O status constitucional imposto aos direitos do trabalhador “demonstra a preocupação do constituinte com a proteção social (...)” assim como a necessidade de preservação da dignidade humana dos trabalhadores, “impondo, dessa maneira, limites a tendência flexibilizadora” (GIROTTO, 2010, p.71)
Sendo assim, de acordo com o exposto fica claro que a flexibilização somente é permitida em situações especificas e unicamente mediante negociação coletiva.
Outro limite encontrado à flexibilização é a vedação ao retrocesso.
“Esse limite ao retrocesso consiste em considerar constitucionalmente garantido o núcleo de direitos sociais reconhecidos legalmente, sendo inconstitucionais quaisquer medidas flexibilizatórias que, sem a criação de outros esquemas alternativos ou compensatórios, se traduzem, na pratica, numa anulação, revogação ou aniquilação desse núcleo essencial” (GIROTTO, 2010, p.71)
Girotto ainda destaca que “a disponibilidade dos direitos trabalhistas encontra limites nos direitos fundamentais, não podendo ser flexibilizados”. Ao equiparar os direitos dos trabalhadores aos direitos fundamentais o autor afirma ainda que aos mesmo não é possível aplicar a maleabilidade proposta pela corrente flexibilizadora, sendo que tais direitos seriam “insuscetíveis de barganha, mesmo em sede coletiva” (GIROTTO, 2010, p.71).

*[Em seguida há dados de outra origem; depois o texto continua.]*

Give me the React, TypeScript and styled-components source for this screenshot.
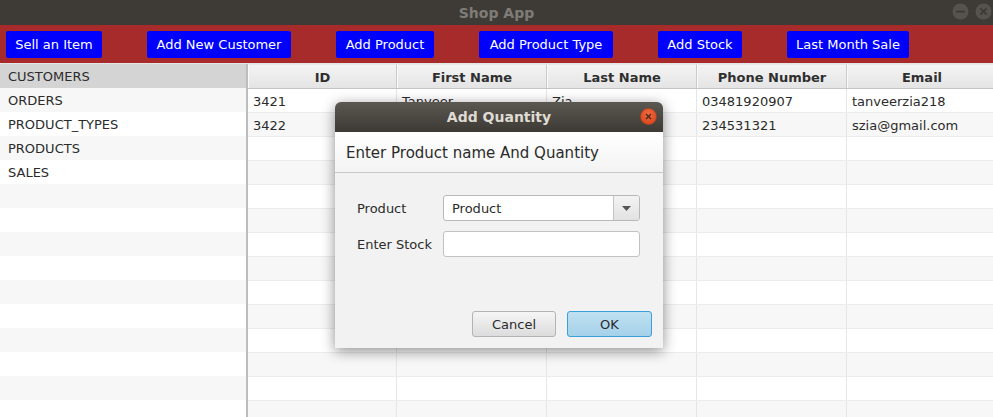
import React from "react";
import styled, { createGlobalStyle } from "styled-components";

const Global = createGlobalStyle`
  html, body { margin: 0; padding: 0; }
  body { width: 993px; height: 417px; overflow: hidden; background: #ffffff;
    font-family: "DejaVu Sans", "Liberation Sans", sans-serif; }
  * { box-sizing: border-box; }
`;

const Window = styled.div`
  position: relative;
  width: 993px;
  height: 417px;
  display: flex;
  flex-direction: column;
  overflow: hidden;
`;

const TitleBar = styled.div`
  height: 25px;
  flex: none;
  background: #3e3b37;
  display: flex;
  align-items: center;
  justify-content: center;
  position: relative;
  color: #7f7c77;
  font-weight: bold;
  font-size: 14px;
`;

const WinControls = styled.div`
  position: absolute;
  right: 0;
  top: 2px;
  display: flex;
  gap: 4px;
`;

const Toolbar = styled.div`
  height: 38px;
  flex: none;
  background: #a72b2b;
  display: flex;
  align-items: flex-start;
  padding: 6px 0 0 6px;
  gap: 45px;
`;

const BlueButton = styled.button<{ $w: number }>`
  width: ${(p) => p.$w}px;
  height: 27px;
  padding: 0;
  background: #0000ff;
  color: #ffffff;
  border: none;
  border-radius: 2px;
  font-family: "DejaVu Sans", sans-serif;
  font-size: 13px;
  line-height: 27px;
  text-align: center;
  white-space: nowrap;
`;

const Main = styled.div`
  flex: 1;
  display: flex;
  border-top: 1px solid #e4e4e4;
  min-height: 0;
`;

const SideList = styled.div`
  width: 246px;
  flex: none;
  display: flex;
  flex-direction: column;
`;

const ListRow = styled.div<{ $odd: boolean; $selected?: boolean }>`
  height: 24px;
  flex: none;
  padding-left: 8px;
  display: flex;
  align-items: center;
  font-size: 13px;
  color: #2b2b2b;
  background: ${(p) => (p.$selected ? "#d4d4d4" : p.$odd ? "#f7f7f7" : "#ffffff")};
`;

const Divider = styled.div`
  width: 2px;
  flex: none;
  background: #bdbdbd;
`;

const Table = styled.div`
  flex: 1;
  display: flex;
  flex-direction: column;
  overflow: hidden;
`;

const HeaderRow = styled.div`
  display: grid;
  grid-template-columns: 149px 150px 150px 150px 150px;
  height: 25px;
  flex: none;
  border-bottom: 1px solid #c4c4c4;
`;

const HeaderCell = styled.div`
  background: linear-gradient(#f4f4f4, #e4e4e4);
  border-right: 1px solid #cacaca;
  border-top: 1px solid #e8e8e8;
  border-left: 1px solid #fafafa;
  display: flex;
  align-items: center;
  justify-content: center;
  padding-top: 2px;
  font-weight: bold;
  font-size: 13px;
  color: #2f2f2f;
`;

const BodyRow = styled.div<{ $odd: boolean }>`
  display: grid;
  grid-template-columns: 149px 150px 150px 150px 150px;
  height: 24px;
  flex: none;
  background: ${(p) => (p.$odd ? "#f7f7f7" : "#ffffff")};
  border-bottom: 1px solid #ececec;
`;

const Cell = styled.div`
  border-right: 1px solid #e6e6e6;
  padding: 2px 0 0 5px;
  display: flex;
  align-items: center;
  font-size: 13px;
  color: #2b2b2b;
  white-space: nowrap;
  overflow: hidden;
`;

/* Dialog */
const Dialog = styled.div`
  position: absolute;
  left: 335px;
  top: 102px;
  width: 328px;
  height: 246px;
  display: flex;
  flex-direction: column;
  border-radius: 6px 6px 0 0;
  background: #f2f2f2;
  box-shadow: 0 3px 14px rgba(0, 0, 0, 0.45);
  overflow: hidden;
`;

const DialogTitle = styled.div`
  height: 30px;
  flex: none;
  position: relative;
  background: linear-gradient(#5b5751, #3d3a35);
  display: flex;
  align-items: center;
  justify-content: center;
  color: #dfdbd2;
  font-weight: bold;
  font-size: 14px;
`;

const CloseDot = styled.div`
  position: absolute;
  right: 6px;
  top: 6px;
  width: 17px;
  height: 17px;
  display: flex;
`;

const DialogHeader = styled.div`
  height: 41px;
  flex: none;
  padding: 1px 0 0 11px;
  display: flex;
  align-items: center;
  font-size: 15px;
  color: #2b2b2b;
  background: linear-gradient(#ffffff, #f3f3f3);
  border-bottom: 1px solid #c8c8c8;
`;

const Form = styled.div`
  display: grid;
  grid-template-columns: 86px 197px;
  row-gap: 10px;
  padding: 22px 0 0 22px;
  align-items: center;
`;

const FieldLabel = styled.div`
  font-size: 13px;
  color: #2b2b2b;
  padding-top: 1px;
`;

const Combo = styled.div`
  height: 26px;
  display: flex;
  border: 1px solid #b8b8b8;
  border-radius: 3px;
  background: #ffffff;
  overflow: hidden;
`;

const ComboText = styled.div`
  flex: 1;
  padding: 1px 0 0 8px;
  display: flex;
  align-items: center;
  font-size: 13px;
  color: #2b2b2b;
`;

const ComboArrow = styled.div`
  width: 26px;
  flex: none;
  border-left: 1px solid #c4c4c4;
  background: linear-gradient(#f3f3f3, #e2e2e2);
  display: flex;
  align-items: center;
  justify-content: center;
`;

const TextField = styled.div`
  height: 26px;
  border: 1px solid #c2c2c2;
  border-radius: 3px;
  background: #ffffff;
`;

const ButtonBar = styled.div`
  margin-top: auto;
  display: flex;
  justify-content: flex-end;
  gap: 11px;
  padding: 0 11px 11px 0;
`;

const DlgButton = styled.button<{ $primary?: boolean }>`
  width: ${(p) => (p.$primary ? "85px" : "84px")};
  height: 26px;
  border-radius: 3px;
  font-family: "DejaVu Sans", sans-serif;
  font-size: 13px;
  color: #2b2b2b;
  padding: 1px 0 0;
  border: 1px solid ${(p) => (p.$primary ? "#3b9fd8" : "#b3b3b3")};
  background: ${(p) =>
    p.$primary
      ? "linear-gradient(#bfe0f1, #a5d1e9)"
      : "linear-gradient(#f5f5f5, #dcdcdc)"};
`;

const listItems = [
  "CUSTOMERS",
  "ORDERS",
  "PRODUCT_TYPES",
  "PRODUCTS",
  "SALES",
];

const columns = ["ID", "First Name", "Last Name", "Phone Number", "Email"];
const rows = [
  ["3421", "Tanveer", "Zia", "03481920907", "tanveerzia218"],
  ["3422", "Saad", "Zia", "234531321", "szia@gmail.com"],
];

const toolbarButtons: [string, number][] = [
  ["Sell an Item", 96],
  ["Add New Customer", 144],
  ["Add Product", 98],
  ["Add Product Type", 134],
  ["Add Stock", 84],
  ["Last Month Sale", 122],
];

export default function App() {
  const listRows = Array.from({ length: 15 }, (_, i) => listItems[i] ?? "");
  const bodyRows = Array.from({ length: 14 }, (_, i) => rows[i] ?? ["", "", "", "", ""]);
  return (
    <>
      <Global />
      <Window>
        <TitleBar>
          Shop App
          <WinControls>
            <svg width="19" height="19" viewBox="0 0 19 19">
              <circle cx="9.5" cy="9.5" r="8" fill="#56534e" />
              <rect x="5" y="8.7" width="9" height="1.8" fill="#3b3935" />
            </svg>
            <svg width="19" height="19" viewBox="0 0 19 19">
              <circle cx="9.5" cy="9.5" r="8" fill="#56534e" />
              <path d="M6.3 6.3 L12.7 12.7 M12.7 6.3 L6.3 12.7" stroke="#3b3935" strokeWidth="1.8" />
            </svg>
          </WinControls>
        </TitleBar>
        <Toolbar>
          {toolbarButtons.map(([b, w]) => (
            <BlueButton key={b} $w={w}>
              {b}
            </BlueButton>
          ))}
        </Toolbar>
        <Main>
          <SideList>
            {listRows.map((t, i) => (
              <ListRow key={i} $odd={i % 2 === 1} $selected={i === 0}>
                {t}
              </ListRow>
            ))}
          </SideList>
          <Divider />
          <Table>
            <HeaderRow>
              {columns.map((c) => (
                <HeaderCell key={c}>{c}</HeaderCell>
              ))}
            </HeaderRow>
            {bodyRows.map((r, i) => (
              <BodyRow key={i} $odd={i % 2 === 1}>
                {r.map((c, j) => (
                  <Cell key={j}>{c}</Cell>
                ))}
              </BodyRow>
            ))}
          </Table>
        </Main>

        <Dialog>
          <DialogTitle>
            Add Quantity
            <CloseDot>
              <svg width="17" height="17" viewBox="0 0 17 17">
                <defs>
                  <radialGradient id="cg" cx="50%" cy="35%" r="65%">
                    <stop offset="0%" stopColor="#f26a3f" />
                    <stop offset="100%" stopColor="#d9471e" />
                  </radialGradient>
                </defs>
                <circle cx="8.5" cy="8.5" r="8" fill="url(#cg)" stroke="#b8401d" strokeWidth="0.6" />
                <path d="M6 6 L11 11 M11 6 L6 11" stroke="#4a2a1e" strokeWidth="1.4" />
              </svg>
            </CloseDot>
          </DialogTitle>
          <DialogHeader>Enter Product name And Quantity</DialogHeader>
          <Form>
            <FieldLabel>Product</FieldLabel>
            <Combo>
              <ComboText>Product</ComboText>
              <ComboArrow>
                <svg width="9" height="5" viewBox="0 0 9 5">
                  <path d="M0 0 L9 0 L4.5 5 Z" fill="#555555" />
                </svg>
              </ComboArrow>
            </Combo>
            <FieldLabel>Enter Stock</FieldLabel>
            <TextField />
          </Form>
          <ButtonBar>
            <DlgButton>Cancel</DlgButton>
            <DlgButton $primary>OK</DlgButton>
          </ButtonBar>
        </Dialog>
      </Window>
    </>
  );
}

Por fim, é de grande importância expor o pensamento de Mauricio Godinho Delgado, que de forma bem ampla, discorre acerca da aplicação de limites a flexibilização de leis trabalhistas, que como já fora demonstrado anteriormente são direito sociais. Para o renomado doutrinador, somente pode ocorrer a prevalência de normas autônomas coletivas sobre a legislação estatal quando há a “implementação de um padrão setorial de condições trabalhistas superior ao padrão estabelecido pela legislação heterônoma aplicável” ou quando discute-se “direitos indisponíveis relativos”. Godinho destaca ainda que “os direitos de indisponibilidade absoluta são protegidos por uma tutela de interesse público, sendo irrevogáveis, sob pena de atentar contra a própria dignidade humana e valorização mínima do trabalho consagrada constitucionalmente” (DELGADO, 2013, p. 1320-1321).
4 CONCLUSÃO
A flexisegurança tem como principal objetivo a estabilização do mercado de trabalho oportunizando a abertura de novas vagas através da flexibilização de leis trabalhistas, beneficiando os empregadores, mas ao mesmo tempo proporcionando segurança ao empregados. Como fora explanado, a corrente flexibilizadora tem sido vista ou como formula mágica para solucionar problemas de economias em crise por uns ou com desconfiança por outros.
O fato é que a flexibilização de leis trabalhistas conquistadas a tão duras penas pela classe trabalhadora pode ser um preço muito alto a ser pago, tendo em vista que a segurança oferecida nem sempre será efetivamente cumprida e as novas oportunidades de emprego que a corrente flexibilizadora afirma que irão surgir podem não compensar os direitos flexibilizados, modificados, ou como foi dito em capitulo anterior rebaixados de seu status constitucional.
A partir de uma análise mais profunda do que constitui a flexisegurança, se percebe que, na verdade, a flexibilização da legislação trabalhista causa um bem muito maior a iniciativa privada do que ao proletariado, facilita a vida da iniciativa privada ao possibilitar que as condições de trabalho se tornem mais precárias ao ter como objetivo o cumprimento da política de flexibilização. No fim das contas, as vantagens ao empregador serão muito maiores do que as vantagens ao empregado.
A rigidez no contrato de trabalho é o principal questionamento dos defensores da flexibilidade trabalhista. Afirmam a primeira ser prejudicial, pois se houvesse a dita flexibilização haveria menor dispêndio na contratação de empregados e então o número de empregos aumentaria, já que as empresas contratariam mais, além de afirmarem que esta seria a maneira de atender às novas mudanças ocorridas no mundo. Há entendimentos de que em momentos de crise seria a melhor solução, tendo em vista que facilitaria a negociação entre empregado e empregador sem que houvesse a necessidade de dispensá-lo. Mesmo que a contratação e o despedimento fosse mais fácil, em contrapartida os empregados ficariam amparados por políticas ativas do governo.
Contra a flexibilização dos contratos de trabalho existem argumentos no sentido de que seria responsável por diminuir direitos conquistados pelos trabalhadores ao longo dos anos, além de já seria a legislação suficientemente flexível e sua alteração iria trazer prejuízos aos trabalhadores e benefícios somente a classe empregadora que teria mão de obra mais barata a sua disposição. A corrente moderada por sua vez sustenta que devem ser estimuladas as negociações coletivas para flexibilizar o contrato de trabalho, vez que assim riscos seriam evitado e o mínimo legal resguardado.